Harold Pollack is a public health policy researcher at the University of Chicago's School of Social Service Administration, where he is faculty chair of the Center for Health Administration Studies. He's been a regular contributor to the Treatment. As the healthy policy debate heats up, we hope he will contribute even more regularly. And so we've named him the blog's first Special Correspondent.
Among those who favor health reform, commentators seem divided between those who see promise or peril in the search for bipartisan health reform. I am firmly in the "peril" camp. I fear that the pursuit of bipartisanship for its own sake will produce a more costly, less progressive, more rushed, and less carefully-crafted bill. Ted Marmor once pointed out one further irony: The search for politically moderate compromise generates organizationally radical proposed solutions whose very complexity creates further political and policy problems. I do this stuff for a living, and I still don't understand how Senator Conrad's Co-ops would really work. The same goes for many Rube Goldberg compromises now being floated as 11th hour alternatives to a public plan.
According to yesterday's New York Times/CBS News poll, 72 percent of Americans favored "the government's offering everyone a government-administered health insurance plan like Medicare that would compete with private insurance plans." People like the public plan for many reasons. One shouldn't be discounted: They actually understand what that is, who would operate it, and how it would work.

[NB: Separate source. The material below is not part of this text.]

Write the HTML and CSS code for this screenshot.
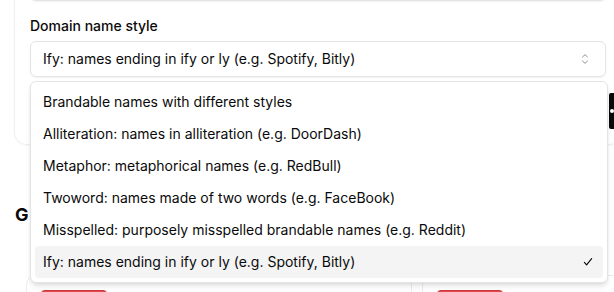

As Paul Krugman noted on Monday, nearly three-fourths of the American public are markedly to the left of the self-avowed Senate centrists trying to impose themselves as the brokers of health reform. As I railed in an email to friends, this is especially true of the "Coalition of the Willing" that Montana Senator Max Baucus has assembled on health reform. This group--Iowa's Chuck Grassley, New Mexico's Jeff Bingaman, North Dakota's Kent Conrad, Utah's Orrin Hatch, Maine's Olympia Snow, and Wyoming's Mike Enzi, and Baucus--resides nowhere near the political center of the broader American public.
Then again, the seven states they represent are incredibly unrepresentative of American society. These have a combined population of less than 11.2 million, markedly less than greater Los Angeles. They include no major metropolitan areas. Their total population is less than 2 percent African-American, almost one-seventh the proportion in the U.S. population as a whole.
According to the Center on Budget and Policy Priorities, the economic and budgetary challenges facing these seven states also do not mirror the nation as a whole. Baucus, Conrad, and Enzi represent the only three states in the nation now running budget surpluses. Three of the remaining states (Iowa, New Mexico, and Maine) face markedly smaller deficits than the national average. Only Utah faces a significant current shortfall.
Bleeding Medicaid budgets provide some of the most pressing arguments for health reform, particularly in large states bearing heavy burdens for the uninsured. It's not very surprising that senators whose states do not face the same pressures view this problem with less urgency.
The Coalition of the Willing won't produce a cheaper or better or even more popular health reform. The opposite is more likely. The saddest thing here: These seven senators may be absolutely right that they can make or break what gets through the United States Senate.